The appellant later spent 31 days on home detention and 42 days on electronically monitored curfew. The Magistrate stated that he made some allowance for these periods of time without specifying any particular amount. Thus, Ms Johanson submitted that the Magistrate must have given less than seven weeks credit for actual time spent in custody.
Ms Johanson accepted that, when considering an appropriate sentence, making allowance for time already served is discretionary.[5] However, she submitted it is usual practice to provide full credit on a day-to-day basis.[6] In the absence of a mathematical error or immaterial rounding down, the Magistrate did not explain why he departed from the standard practice, nor, it was submitted, was there any reason to do so. To refuse the respondent full credit for time spent in custody was simply adding further punishment.[7] Providing full credit is consistent with the objectives of the Young Offenders Act.
[5] Sentencing Act 2017 (SA) s 44.
[6] R v Tsonis [2018] SASCFC 86.
[7] R v Tsonis [2018] SASCFC 86 at [85].
Respondent’s submissions
Mr Evans submitted that the Magistrate had dealt with the appellant previously and was aware of his antecedents and previous sentences, including allowances, if any, for time served. Except for four days, it was submitted that the time spent in custody was in respect of the aggravated robbery and other offences. Therefore, when sentencing the appellant for the aggravated robbery and crediting him for time spent in custody, the Magistrate exercised his discretion pursuant to s 44 of the Sentencing Act. That is, with knowledge from previously dealing with the appellant, he adopted a cautious approach and made an appropriate allowance for time spent in custody in respect of the aggravated robbery.
Discussion
Apart from the sentencing Magistrate’s vague references to time in custody, the respondent was unable to point to where the Magistrate had, on previous occasions, credited the appellant for the 91 days spent in custody. While crediting for time spent in custody is framed as a discretion,[8] the practical result is that, unless there is some unusual feature in the case, it is usual practice to provide full credit on a day-to-day basis.[9]
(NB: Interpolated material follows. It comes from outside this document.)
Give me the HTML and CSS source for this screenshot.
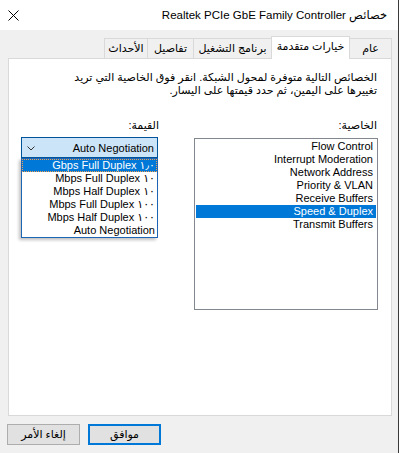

[8] Sentencing Act 2017 (SA) s 44.
[9] R v Tsonis [2018] SASCFC 86.
The Youth Court’s Records of Outcome support the appellant’s submission that no allowance had been given for those 91 days. In those circumstances, it was incumbent on the Magistrate to explain how the allowance for time in custody had been considered and in particular how he arrived at the allowance of seven weeks. The sentencing Magistrate failed to do so.
In the absence of any other explanation, and having regard to the various Youth Court’s Records of Outcome, we accept that the appellant spent 91 days in custody in respect of the aggravated robbery and, when sentenced, was entitled to full credit for that time. Further, the appellant was entitled to an allowance for the time spent on home detention and electronically monitored curfew. This would be in addition to the 91 days spent in custody.
By not crediting the appellant for at least 91 days or providing sufficient reasons that clearly explain where and why credit has been given or withheld, the Magistrate has made an error recognised in House v The King.
The appellant is granted an extension of time to appeal and the appeal is allowed. We set aside the sentence imposed by the Youth Court on 13 May 2022 and turn to resentence the appellant.
Since we will embark on resentencing the appellant there is no need to consider Grounds 1 and 4.
Resentence
Legal principles
Where this Court identifies an error recognised in House v The King, this Court should exercise an independent sentencing discretion.[10] If a lesser sentence is appropriate having regard to the offender and offence, this Court is to impose a lesser sentence. If it is determined that the same or a greater sentence is to be imposed, this Court is not required to resentence.[11]
[10] Kentwell v R [2014] HCA 37 at [43]; (2014) 252 CLR 601 at 618.
[11] Kentwell v R [2014] HCA 37 at [43]; (2014) 252 CLR 601 at 618; Stock v The Queen [2021] SASCA 116 at [59].
Consideration
We have considered the material before the sentencing Magistrate. The sentencing Magistrate set out clearly the appellant’s personal circumstances. Mr Evans submitted that when considering the question of resentence, this Court should give considerable weight to the assessment made by the sentencing Magistrate who had been dealing with the appellant over a period of time. This is particularly so when this Court is dealing with a sentence from a specialist jurisdiction such as the Youth Court. As Prior, Bleby and Anderson JJ observed in R v QTV:[12]
What is most important is the perceived effect that the particular penalty is likely to have on the youth offender. This can only be based on judgement and experience in dealing with youth offenders. It will always be an inherently difficult task, ideally suited to the judges of the specialist Youth Court established under the Youth Court Act 1993.
[12] (2003) 87 SASR 378 at [50].
Having considered all the material that was before the sentencing Magistrate we would sentence no differently. That is, we would sentence the appellant to detention for four months. However, allowing for the discount for his plea of guilty and further allowing for time spent in custody in relation to this matter we find that he has already served this sentence. In the circumstances, we order that, taking into account time already served, there be no further penalty.
The Magistrate did not convict the appellant. There was no cross appeal on that sentence and, therefore, we cannot consider that issue.[13]
[13] H, PWJ v Police [2005] SASC 103 at [20]–[22].
Orders
1.The appellant is granted an extension of time to appeal.
2.The appeal is allowed.
3.The sentence imposed by the Youth Court on 13 May 2022 is set aside.
4.Taking into account time already spent in custody we order that without conviction there be no further penalty.